Pouring

It started to rain about a month ago. The water came unexpectedly; it was supposed to be summer. Because sunshine was expected, the water wasn’t welcome. At the beginning I tried my best not to get wet. I’d take an umbrella wherever I went, afraid the water would catch me. Then, by accident, I got my feet wet and to my own amazement, it wasn’t the end of the world, it even felt nice. Why was I so afraid to get wet? If rain is what is happening, why not embrace it? Every day I’d wake up in the morning and listen to the rain, the first impulse was to resist it. By the end of the day I’d make nice with the rain. For a few days I found myself forgetting my umbrella and hats and just got a little wet. I’d get back and smile knowing that I had just danced in the rain.

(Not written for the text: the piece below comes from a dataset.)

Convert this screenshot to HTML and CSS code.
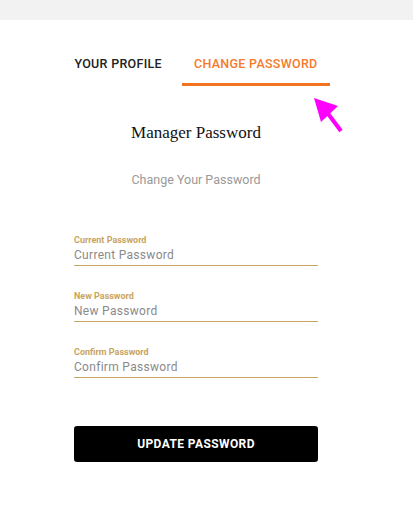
FILE: index.html
```html
<!DOCTYPE html>
<html lang="en">
<head>
<meta charset="utf-8">
<title>Change Password</title>
<link rel="stylesheet" href="styles.css">
</head>
<body>
<div class="topbar"></div>
<main class="page">
  <nav class="tabs">
    <a class="tab">YOUR PROFILE</a>
    <a class="tab active">CHANGE PASSWORD</a>
  </nav>
  <h1 class="title">Manager Password</h1>
  <p class="subtitle">Change Your Password</p>
  <form class="form">
    <label class="field">
      <span class="label">Current Password</span>
      <input class="input" type="password" placeholder="Current Password">
    </label>
    <label class="field">
      <span class="label">New Password</span>
      <input class="input" type="password" placeholder="New Password">
    </label>
    <label class="field">
      <span class="label">Confirm Password</span>
      <input class="input" type="password" placeholder="Confirm Password">
    </label>
    <button class="submit" type="button">UPDATE PASSWORD</button>
  </form>
  <svg class="pointer" width="40" height="44" viewBox="0 0 40 44">
    <polygon points="2,5 26,13 9,29" fill="#ff00ff"/>
    <line x1="14" y1="18" x2="29" y2="38" stroke="#ff00ff" stroke-width="4"/>
  </svg>
</main>
</body>
</html>
```
FILE: styles.css
```css
* { box-sizing: border-box; }
body {
  margin: 0;
  background: #fff;
  font-family: Roboto, "Liberation Sans", Arial, sans-serif;
}
.topbar {
  height: 20px;
  background: #f2f2f2;
}
.page {
  position: relative;
  width: 392px;
  padding-top: 33px;
}
.tabs {
  display: flex;
  justify-content: center;
  gap: 8px;
}
.tab {
  display: block;
  padding: 3px 12px 11px;
  font-size: 12.5px;
  line-height: 16px;
  font-weight: 500;
  letter-spacing: 0.3px;
  color: #222;
  border-bottom: 3px solid transparent;
}
.tab.active {
  color: #f47a2c;
  border-bottom-color: #f47321;
}
.title {
  margin: 36px 0 0;
  text-align: center;
  font-family: "Liberation Serif", "Times New Roman", serif;
  font-weight: 400;
  font-size: 17px;
  line-height: 22px;
  color: #111;
}
.subtitle {
  margin: 28px 0 0;
  text-align: center;
  font-size: 12.5px;
  line-height: 16px;
  color: #999;
}
.form {
  width: 244px;
  margin: 48px auto 0;
  display: flex;
  flex-direction: column;
}
.field {
  display: flex;
  flex-direction: column;
  margin-bottom: 26px;
}
.label {
  font-size: 9px;
  line-height: 9px;
  font-weight: 700;
  color: #c9a461;
}
.input {
  border: 0;
  border-bottom: 1px solid #c9a461;
  padding: 0;
  margin: 0;
  height: 21px;
  font-family: Roboto, "Liberation Sans", Arial, sans-serif;
  font-size: 12px;
  letter-spacing: 0.3px;
  color: #888;
  background: transparent;
  outline: none;
}
.input::placeholder { color: #8a8a8a; opacity: 1; }
.submit {
  margin-top: 22px;
  height: 36px;
  border: 0;
  border-radius: 3px;
  background: #000;
  color: #fff;
  font-family: Roboto, "Liberation Sans", Arial, sans-serif;
  font-weight: 700;
  font-size: 12px;
  letter-spacing: 0.4px;
}
.pointer {
  position: absolute;
  left: 312px;
  top: 73px;
}
```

After trying my best to embrace the soft and tender rain for a while, yesterday it poured. I instantly felt blue; I didn’t know it could even rain that hard. I thought that if I’d become friends with the constant rain that had been coming down for a while it would eventually get sunny again. It didn’t, it poured. I talked to an angel and she said: “There’s nothing wrong with rain, embrace it, it will be alright.” Amazing how it wasn’t even an issue. It poured after it had been raining for a while. So what? What is happening is what is supposed to happen. The pouring rain has its own beauty within each and every drop. Water shouldn’t be feared. It helps you appreciate the sun.

Where I am, it was raining, now it’s pouring but the sun is there. The sun shines even when we can’t see it. The clouds try to cover it up but it never ceases to exist. This is an important fact to remember. And even in the midst of the pouring rain that clouds my 20/20 vision; I want to stay, I want to fight. I know that running away won’t make it better. I know that being scared by the pouring rain won’t fix anything; it won’t make the sun come out any sooner. The sun will shine when it’s supposed to and my job is to embrace every storm.

It’s pouring and I can either accept that I’ll get wet or suffer by trying to change that which wasn’t created to be changed.